JAKARTA - Direktur Utama PT Garuda Indonesia Tbk Irfan Setiaputra menempuh upaya hukum terkait dugaan pencemaran nama baik yang dilakukan Ketua Umum Dewan Pimpinan Pusat Serikat Karyawan Garuda Indonesia (Sekarga) Dwi Yulianta.
Melalui kuasa hukum Dwi, yaitu Tommy Tampatty menyebut kebijakan Irfan yang menghentikan pemotongan iuran keanggotaan Sekarga dari gaji karyawan Garuda Indonesia sebagai tindakan pidana atau melanggar hukum.
Dirangkum Okezone, Senin (25/12/2023) Beberapa hukum yang terjadi kepada Dirut Garuda Vs Ketua Sekarga Saling Tuntut.
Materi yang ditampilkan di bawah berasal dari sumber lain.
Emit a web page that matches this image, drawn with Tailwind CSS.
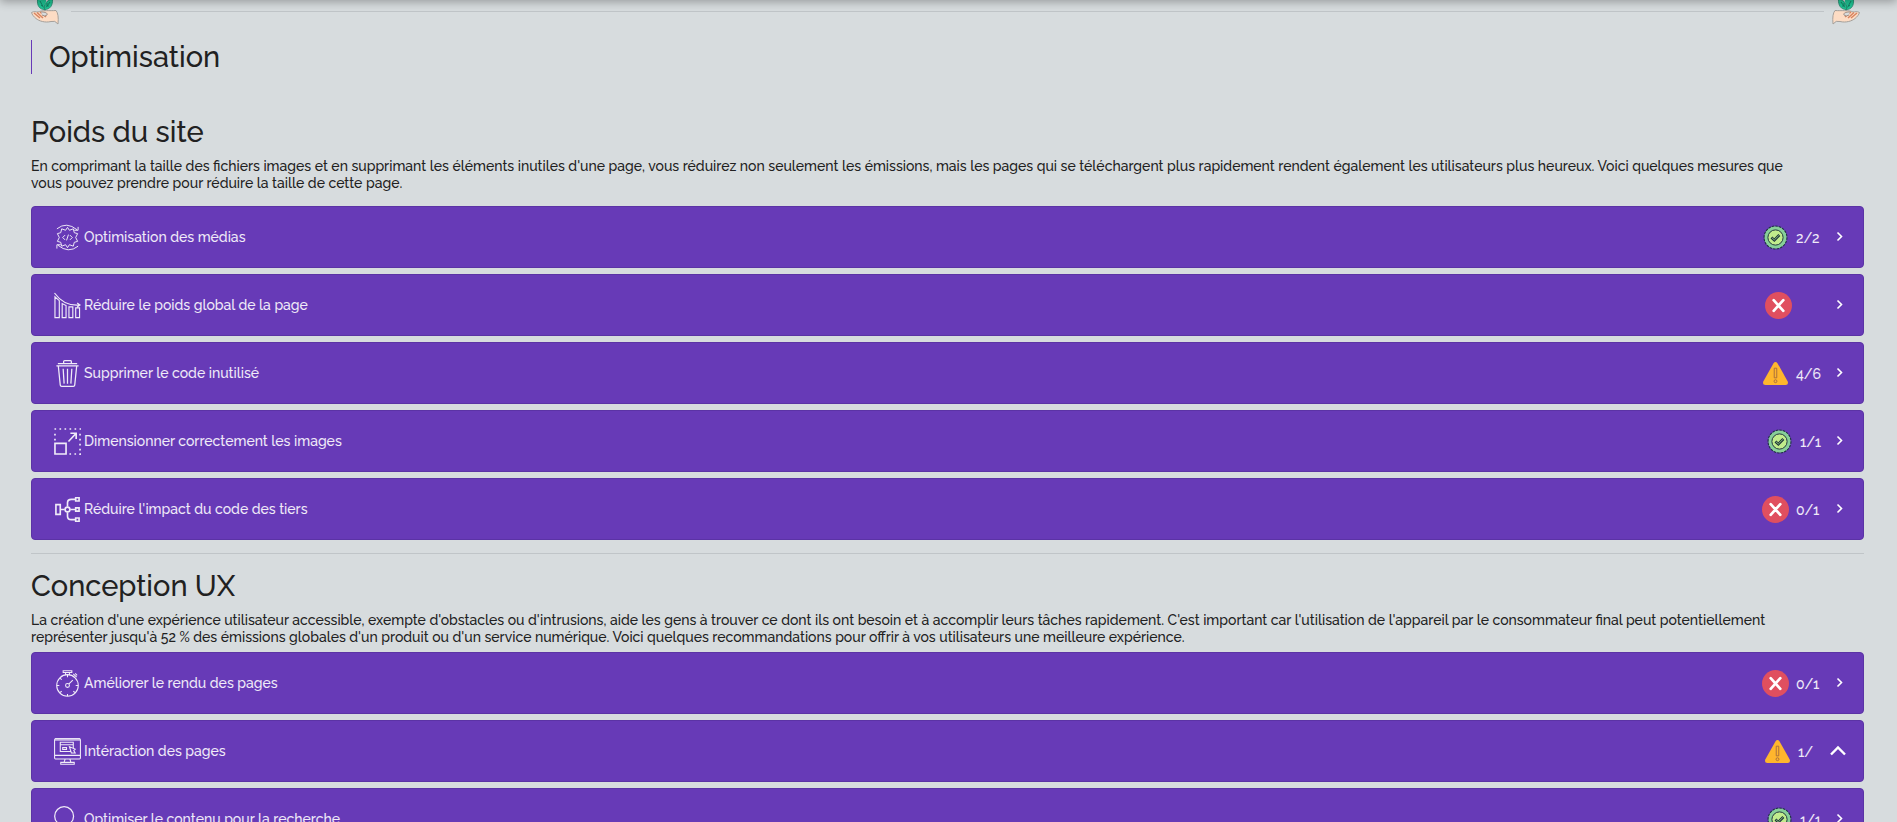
<!DOCTYPE html>
<html lang="fr">
<head>
<meta charset="utf-8">
<meta name="viewport" content="width=device-width, initial-scale=1">
<title>Optimisation</title>
<script src="https://cdn.jsdelivr.net/npm/@tailwindcss/browser@4"></script>
</head>
<body class="bg-[#d7dcde] font-[Raleway,Lato,sans-serif] font-medium text-[#212121]">
<svg class="hidden" aria-hidden="true">
  <symbol id="plant" viewBox="0 0 28 28">
    <path d="M14 12V16" stroke="#23856b" stroke-width="1.200"/>
    <path d="M6.500 3C11 2 14.500 5 13.500 12.500C8.500 12.500 6 8.500 6.500 3Z" fill="#1fc695" stroke="#23856b" stroke-width=".8"/>
    <path d="M21.500 2C22 8.500 19 12.500 13.500 12.500C13 6.500 16 3 21.500 2Z" fill="#1fc695" stroke="#23856b" stroke-width=".8"/>
    <path d="M6.500 3V0H15V5L13.500 8Z" fill="#1fc695"/>
    <path d="M9 4L12.500 10.500M10 8.500L12 9M19 5L15 10.500M16 6V9H18" fill="none" stroke="#137a60" stroke-width=".9"/>
    <path d="M.5 15.500C3 14 5 15 7 15C11 13 19 14 25 13.500Q28 17 27 27Q24 23 20 24.500C14 26 8 24 5 21.500C3 20 1 17.500 .5 15.500Z" fill="#fddcc4" stroke="#a5a09b" stroke-width="1"/>
    <path d="M3 16L9 21M6 15.500L12 21M9 15L15 20" fill="none" stroke="#d9845f" stroke-width="1.500"/>
    <path d="M10 15C14 15 17 16 16 18Q14 20 11 18" fill="#d7dcde" stroke="#a28f84" stroke-width="1"/>
  </symbol>
  <symbol id="gear" viewBox="0 0 28 28">
    <g fill="none" stroke="currentColor" stroke-width="1">
      <path d="M3 5Q13-3 24 6M21 6.500H25V3M25 23Q15 31 4 22M7 21.500H3V25.500"/>
      <path d="M12 6.500L14 3.500L16 6.500L20 5L21 9L24.500 10L22.500 14L24.500 18L21 19L20 23L16 21.500L14 24.500L12 21.500L8 23L7 19L3.500 18L5.500 14L3.500 10L7 9L8 5Z"/>
      <path d="M11.500 11.500L9 14L11.500 16.500M16.500 11.500L19 14L16.500 16.500M15 11L13 17"/>
    </g>
  </symbol>
  <symbol id="bars" viewBox="0 0 28 28">
    <g fill="none" stroke="currentColor" stroke-width="1.200">
      <path d="M1 26.500V5L5.500 9V26.500ZM8.500 26.500V12L12.500 14V26.500ZM15.500 26.500V15.500H19.500V26.500ZM22.500 26.500V16.500H26.500V26.500ZM.5 1C7 10 15 14.500 26.500 13.500M24 11.500L27 13.500L24 15.500"/>
    </g>
  </symbol>
  <symbol id="trash" viewBox="0 0 28 28">
    <g fill="none" stroke="currentColor" stroke-width="1.300">
      <path d="M10 4V1.500Q10 .7 11 .7H17Q18 .7 18 1.500V4M4 3.700H24M2.500 6.200H25.500M4.500 6.500L6.500 26Q6.700 27.300 8 27.300H20Q21.300 27.300 21.500 26L23.500 6.500M9.500 9L10.500 24.500M14 9V24.500M18.500 9L17.500 24.500"/>
    </g>
  </symbol>
  <symbol id="resize" viewBox="0 0 28 28">
    <g fill="none" stroke="currentColor">
      <path stroke-width="1.700" d="M1 16H12.500V27H1ZM15 14L22.500 6M17 5.500H23V11.500"/>
      <path stroke-width="1.700" stroke-dasharray="1.700 3.500" d="M.5 1H28M1 6V13M27 6V28M16 27H28"/>
    </g>
  </symbol>
  <symbol id="tree" viewBox="0 0 28 28">
    <g fill="none" stroke="currentColor" stroke-width="1.700">
      <path d="M2 9H6.500V19H2ZM6.500 14H11M17 14H22M14 11V7Q14 3.500 18 3.500H22M14 17V21Q14 24.500 18 24.500H22"/>
      <circle cx="14" cy="14" r="2.500"/>
      <path d="M22.500 1.800H26V5.200H22.500ZM22.500 12.300H26V15.700H22.500ZM22.500 22.800H26V26.200H22.500Z"/>
    </g>
  </symbol>
  <symbol id="timer" viewBox="0 0 28 28">
    <g fill="none" stroke="currentColor" stroke-width="1.100">
      <circle cx="14" cy="16" r="11.200"/>
      <circle cx="14" cy="16" r="2"/>
      <path d="M15.500 14.500L19.500 10.500M9.500 .7H18.500V2.500H9.500ZM12 2.500V5M16 2.500V5M20 4L23.500 7.500M22 3.500L24 5.500M14 5V7.500M14 25V27M3 16H5.500M22.500 16H25M6 8.500L8 10M6 23.500L8 22M22 23.500L20 22"/>
    </g>
  </symbol>
  <symbol id="screen" viewBox="0 0 28 28">
    <g fill="none" stroke="currentColor" stroke-width="1.100">
      <path d="M1 1.500H27" stroke-width="3" stroke-opacity=".6"/>
      <path d="M1.500 .7H26.500Q27.400 .7 27.400 2V20.500Q27.400 21.700 26.500 21.700H1.500Q.6 21.700 .6 20.500V2Q.6 .7 1.500 .7ZM.6 18H27.400M6.500 4.500H20V14H6.500ZM6.500 7H20M9 10H13V12H9ZM11.500 22L10.500 25M16.500 22L17.500 25M7 25.300H21V27.200H7Z"/>
      <path d="M16 9L22 11.500L20.500 13L22 15.500H18Z" fill="#673ab7"/>
    </g>
  </symbol>
  <symbol id="search" viewBox="0 0 28 28">
    <g fill="none" stroke="currentColor" stroke-width="1.300">
      <circle cx="10.500" cy="10.500" r="9.800"/><path d="M17.500 17.500L27 27"/>
    </g>
  </symbol>
  <symbol id="ok" viewBox="0 0 28 28">
    <circle cx="14" cy="14" r="11.600" fill="#87cf98"/>
    <circle cx="14" cy="14" r="11.900" fill="none" stroke="#1f3442" stroke-width="1.100" stroke-dasharray="2.600 1.100"/>
    <circle cx="14" cy="14" r="7.900" fill="#c1ec8c" stroke="#20333c" stroke-width="1"/>
    <path d="M9.800 14L12.800 16.800L18 11.400" fill="none" stroke="#20333c" stroke-width="2.800"/>
    <path d="M10.400 14.400L12.800 16.500L17.500 11.800" fill="none" stroke="#87c77a" stroke-width="1"/>
  </symbol>
  <symbol id="ko" viewBox="0 0 28 28">
    <circle cx="14" cy="14" r="14" fill="#e04f5f"/>
    <path d="M9 8.500L19 19.500M19 8.500L9 19.500" stroke="#fff" stroke-width="2.800" stroke-linecap="round"/>
  </symbol>
  <symbol id="warn" viewBox="0 0 28 28">
    <path d="M11.800 3.500Q14 .4 16.200 3.500L26.500 22Q28 25.500 24.500 26H3.500Q0 25.500 1.500 22Z" fill="#ffb62d"/>
    <path d="M12.700 8.500H15.300V18.500H12.700Z" fill="none" stroke="#a0683f" stroke-width=".9"/>
    <circle cx="14" cy="22" r="1.500" fill="none" stroke="#a0683f" stroke-width=".9"/>
  </symbol>
  <symbol id="next" viewBox="0 0 16 16">
    <path d="M5.500 3.500L9.500 7.500L5.500 11.500" fill="none" stroke="currentColor" stroke-width="1.600"/>
  </symbol>
  <symbol id="up" viewBox="0 0 16 16">
    <path d="M1 11.500L8 4.500L15 11.500" fill="none" stroke="currentColor" stroke-width="2.400"/>
  </symbol>
</svg>

<header class="fixed inset-x-0 -top-4 z-10 h-4 bg-white shadow-[0_2px_10px_rgba(0,0,0,0.3)]"></header>

<main class="-mt-[3px] pr-[33px] pl-[31px]">
  <div class="flex items-center gap-3">
    <svg class="size-7 shrink-0"><use href="#plant"/></svg>
    <hr class="flex-1 border-[#c0c5c8]">
    <svg class="-ml-1 mr-1 size-7 shrink-0 -scale-x-100"><use href="#plant"/></svg>
  </div>

  <h1 class="mt-[15px] border-l border-[#673ab7] pl-[17px] text-[29px] leading-[34px]">Optimisation</h1>

  <section class="mt-10">
    <h2 class="text-[29px] leading-9">Poids du site</h2>
    <p class="mt-2 pr-16 text-[14px] leading-[17px]">En comprimant la taille des fichiers images et en supprimant les éléments inutiles d'une page, vous réduirez non seulement les émissions, mais les pages qui se téléchargent plus rapidement rendent également les utilisateurs plus heureux. Voici quelques mesures que vous pouvez prendre pour réduire la taille de cette page.</p>
    <div class="mt-3.5 flex flex-col gap-1.5 text-[14px] text-white/90">
      <button type="button" class="flex h-[62px] items-center rounded-sm border border-[#5b33a5] bg-[#673ab7] pr-[15px] pl-[22px] text-left">
        <svg class="mr-[3px] size-[27px] shrink-0"><use href="#gear"/></svg><span class="flex-1">Optimisation des médias</span>
        <svg class="mr-[7px] size-[27px]"><use href="#ok"/></svg><span class="mr-3 w-6 pt-0.5">2/2</span><svg class="size-4 text-white"><use href="#next"/></svg>
      </button>
      <button type="button" class="flex h-[62px] items-center rounded-sm border border-[#5b33a5] bg-[#673ab7] pr-[15px] pl-[22px] text-left">
        <svg class="mr-[3px] size-[27px] shrink-0"><use href="#bars"/></svg><span class="flex-1">Réduire le poids global de la page</span>
        <svg class="mr-10 size-[27px]"><use href="#ko"/></svg><svg class="size-4 text-white"><use href="#next"/></svg>
      </button>
      <button type="button" class="flex h-[62px] items-center rounded-sm border border-[#5b33a5] bg-[#673ab7] pr-[15px] pl-[22px] text-left">
        <svg class="mr-[3px] size-[27px] shrink-0"><use href="#trash"/></svg><span class="flex-1">Supprimer le code inutilisé</span>
        <svg class="mr-[7px] size-[27px]"><use href="#warn"/></svg><span class="mr-3 w-6 pt-0.5">4/6</span><svg class="size-4 text-white"><use href="#next"/></svg>
      </button>
      <button type="button" class="flex h-[62px] items-center rounded-sm border border-[#5b33a5] bg-[#673ab7] pr-[15px] pl-[22px] text-left">
        <svg class="mr-[3px] size-[27px] shrink-0"><use href="#resize"/></svg><span class="flex-1">Dimensionner correctement les images</span>
        <svg class="mr-[7px] size-[27px]"><use href="#ok"/></svg><span class="mr-3 w-5 pt-0.5">1/1</span><svg class="size-4 text-white"><use href="#next"/></svg>
      </button>
      <button type="button" class="flex h-[62px] items-center rounded-sm border border-[#5b33a5] bg-[#673ab7] pr-[15px] pl-[22px] text-left">
        <svg class="mr-[3px] size-[27px] shrink-0"><use href="#tree"/></svg><span class="flex-1">Réduire l'impact du code des tiers</span>
        <svg class="mr-[7px] size-[27px]"><use href="#ko"/></svg><span class="mr-3 w-6 pt-0.5">0/1</span><svg class="size-4 text-white"><use href="#next"/></svg>
      </button>
    </div>
  </section>

  <hr class="mt-[13px] border-[#c0c5c8]">

  <section class="mt-3.5">
    <h2 class="text-[29px] leading-9">Conception UX</h2>
    <p class="mt-2 pr-16 text-[14px] leading-[17px]">La création d'une expérience utilisateur accessible, exempte d'obstacles ou d'intrusions, aide les gens à trouver ce dont ils ont besoin et à accomplir leurs tâches rapidement. C'est important car l'utilisation de l'appareil par le consommateur final peut potentiellement représenter jusqu'à 52 % des émissions globales d'un produit ou d'un service numérique. Voici quelques recommandations pour offrir à vos utilisateurs une meilleure expérience.</p>
    <div class="mt-1.5 flex flex-col gap-1.5 text-[14px] text-white/90">
      <button type="button" class="flex h-[62px] items-center rounded-sm border border-[#5b33a5] bg-[#673ab7] pr-[15px] pl-[22px] text-left">
        <svg class="mr-[3px] size-[27px] shrink-0"><use href="#timer"/></svg><span class="flex-1">Améliorer le rendu des pages</span>
        <svg class="mr-[7px] size-[27px]"><use href="#ko"/></svg><span class="mr-3 w-6 pt-0.5">0/1</span><svg class="size-4 text-white"><use href="#next"/></svg>
      </button>
      <button type="button" aria-expanded="true" class="flex h-[62px] items-center rounded-sm border border-[#5b33a5] bg-[#673ab7] pr-[15px] pl-[22px] text-left">
        <svg class="mr-[3px] size-[27px] shrink-0"><use href="#screen"/></svg><span class="flex-1">Intéraction des pages</span>
        <svg class="mr-[7px] size-[27px]"><use href="#warn"/></svg><span class="mr-3 w-5 pt-0.5">1/</span><svg class="mr-0.5 size-4 text-white"><use href="#up"/></svg>
      </button>
      <button type="button" class="flex h-[62px] items-center rounded-sm border border-[#5b33a5] bg-[#673ab7] pr-[15px] pl-[22px] text-left">
        <svg class="mr-[3px] size-[27px] shrink-0"><use href="#search"/></svg><span class="flex-1">Optimiser le contenu pour la recherche</span>
        <svg class="mr-[7px] size-[27px]"><use href="#ok"/></svg><span class="mr-3 w-5 pt-0.5">1/1</span><svg class="size-4 text-white"><use href="#next"/></svg>
      </button>
    </div>
  </section>
</main>
</body>
</html>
1. Pencemaran nama baik orang
Adanya pencemaran nama baik orang nomor satu di emiten bersandi saham GIAA yang dilakukan oleh Dwi dan Tommy. Atas dasar itu Irfan pun melaporkan Dwi dan Tommy secara perdata berupa uang ganti rugi.
2. Tuntutan berupa Hukum Pidana dan Perdata
Tuntutan bos Garuda dibenarkan oleh kuasa hukumnya, Petrus Selestinus. Pihaknya pun menempuh langkah hukum baik pidana dan perdata, lantaran tindakan Sekarga dinilai merugikan perusahaan dan nama baik Irfan.
“Karena itu kami sedang mempersiapkan langkah hukum baik secara pidana maupun secara perdata,” ungkap Petrus saat ditemui di kawasan Jakarta Selatan.
3. Dilaporkan ke Polda Metro Jaya
Secara pidana, Dwi Yulianta dan Tommy Tampatty dilaporkan ke kepada Polda Metro Jaya pada 22 Desember 2023. Delik aduan laporan itu berupa pencemaran nama baik mengenai laporan tindak pidana kejahatan atas pemberhentian bantuan pemotongan iuran keanggotaan serikat dari gaji karyawan yang disampaikan ke publik pada 20 Desember 2023.
“Secara pidana karena kami anggap ini sebagai suatu tindakan yang merugikan nama baik Dirut Garuda dan juga perusahaan tentu saja, maka kita dilaporkan secara pidana ke pihak kepolisian, sedangkan secara perdata kita akan mengajukan gugatan ganti rugi,” tuturnya.
4. Jadi Pilihan
Langkah hukum tersebut menjadi pilihan yang dirasa perlu ditempuh mengingat dampak dari penyebarluasan informasi.
5. Kepercayaan Publik
Selain itu, mencemari nama perusahaan yang saat ini terus diupayakan dalam menjaga kepercayaan publik sangat meresahkan.